In 2016, Princeton economist Alan Krueger made headlines with a shocking finding that nearly half of prime age men (or men ages 25 to 54) who are not in the labor force take pain medication on a daily basis. Two-thirds of those men—or about 2 million—take prescription pain medication on a daily basis.
This fall, Krueger has published a follow-up to that research, taking an even closer look at the labor force implications of the opioid epidemic on a local and national level. The new paper and data, published in the Fall 2017 edition of the Brookings Papers on Economic Activity, makes a strong case for looking at the opioid epidemic as one driver of declining labor force participation rates.
In fact, Krueger suggests that the increase in opioid prescriptions from 1999 to 2015 could account for about 43 percent of the observed decline in men’s labor force participation during that same period, and 25 percent of the observed decline in women’s labor force participation.
The labor force participation rate—the proportion of people employed or looking for work in the U.S.—has been declining since the early 2000s, reaching a near 40-year low of 62.4 percent in September 2015. In 2016, Italy was the only O.E.C.D. country that had a lower labor force participation rate of prime age men than the U.S., and the participation rate of American women had fallen from the top group of O.E.C.D. countries to near the bottom.
Krueger’s paper suggests that, though much of the decline can be attributed to an aging population and other trends that pre-date the Great Recession (for example, increased school enrollment of younger workers), an increase in opioid prescription rates might also play an important role in the decline, and undoubtedly compounds the problem as many people who are out of the labor force find it difficult to return to work because of reliance on pain medication.

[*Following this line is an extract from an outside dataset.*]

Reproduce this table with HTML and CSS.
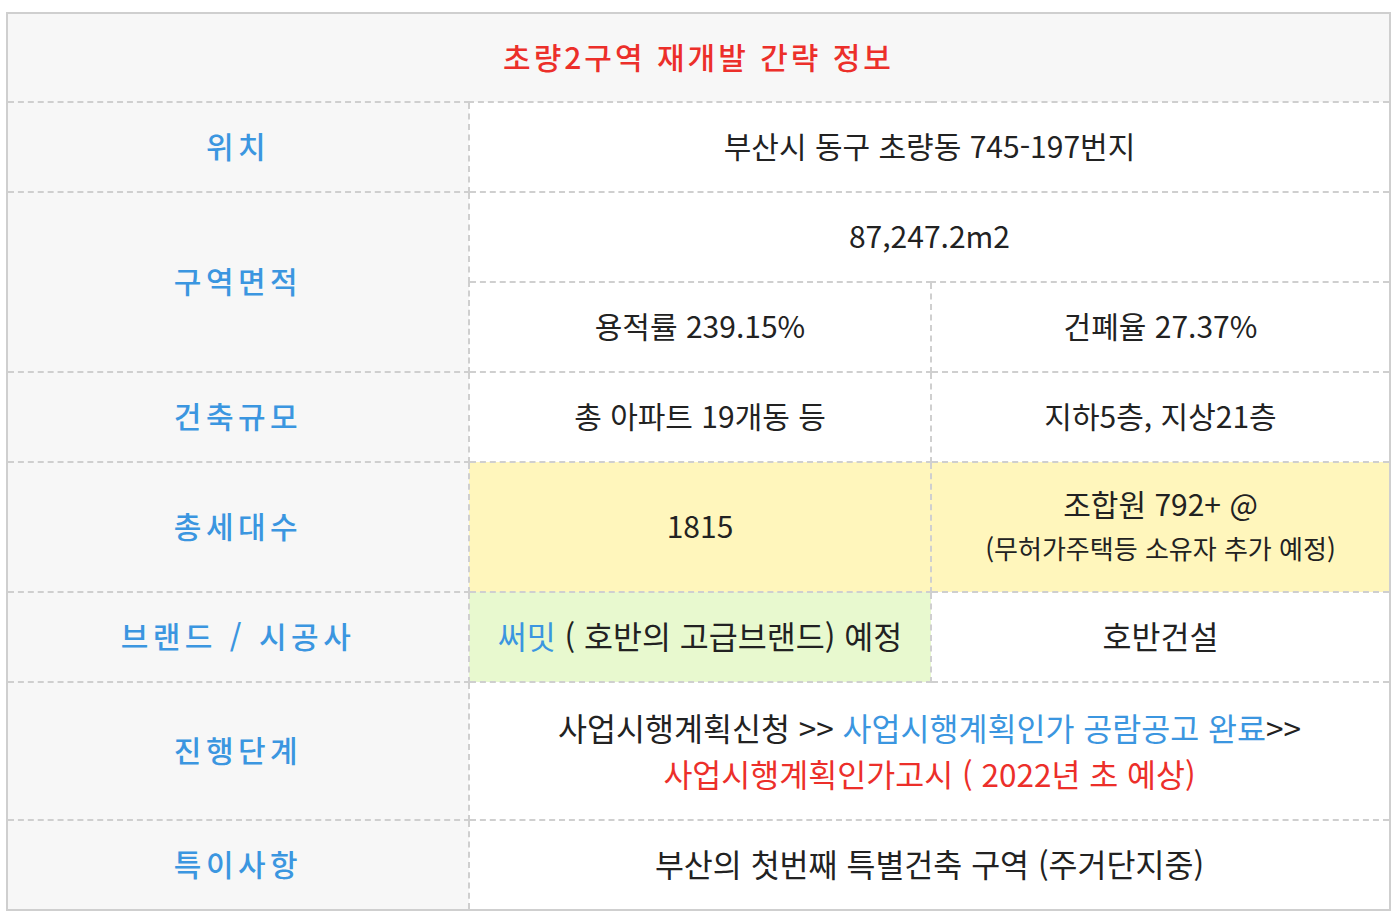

Krueger’s research indicates that regional differences in medical practices affect the share of the population taking pain medication, even controlling for the population’s health and disability status. A 10 percent increase in the amount of opioids prescribed per capita in a county is associated with a 1 percent increase in the share of individuals who report taking a pain medication on any given day, holding health and other factors constant.
To understand the labor force impacts of opioid prescription rates across the U.S., Krueger linked 2015 county-level opioid prescription rates to individual-level labor force data in 1999-2001 and 2014-16.
Over the last 15 years, the labor force participation rate fell more in counties where more opioids were prescribed. Here’s a county-by-county look at the relationship between the change in the labor force participation rate at the state level and the opioid prescription rate at the county level:
Krueger notes that, “Regardless of the direction of causality, the opioid crisis and depressed labor force participation are now intertwined in many parts of the U.S.” He argues that finding a solution to the decades-long slide in labor force participation by prime-age men should be “a national priority.” Men who are outside the workforce, he writes, express very low levels of subjective well-being and report deriving relatively little meaning from their daily activities.
Because nearly half of this group [men who are out of the labor force] reported being in poor health, it may be possible for expanded health insurance coverage and preventative care under the Affordable Care Act to positively affect the health of prime age men going forward. The finding that nearly half of NLF [not in the labor force] prime age men take pain medication on a daily basis and that 40 percent report that pain prevents them from accepting a job suggests that pain management interventions could potentially be helpful.
To learn more, read the full paper and download the data by Alan Krueger from the Fall 2017 edition of the Brookings Papers on Economic Activity.
Krueger’s paper is one of five new papers published in the Fall 2017 edition. Browse the edition to read more about all the new findings in economics.
Correction: This post was updated on January 9, 2019 to correct an error with the author’s calculations which inaccurately attributed 20 percent of the decline in US male labor force participation from 1999 to 2015 to the increase in opioid prescriptions. The rise in opioid prescriptions could account for as much as 43 percent in the decline in male labor force participation during this time period.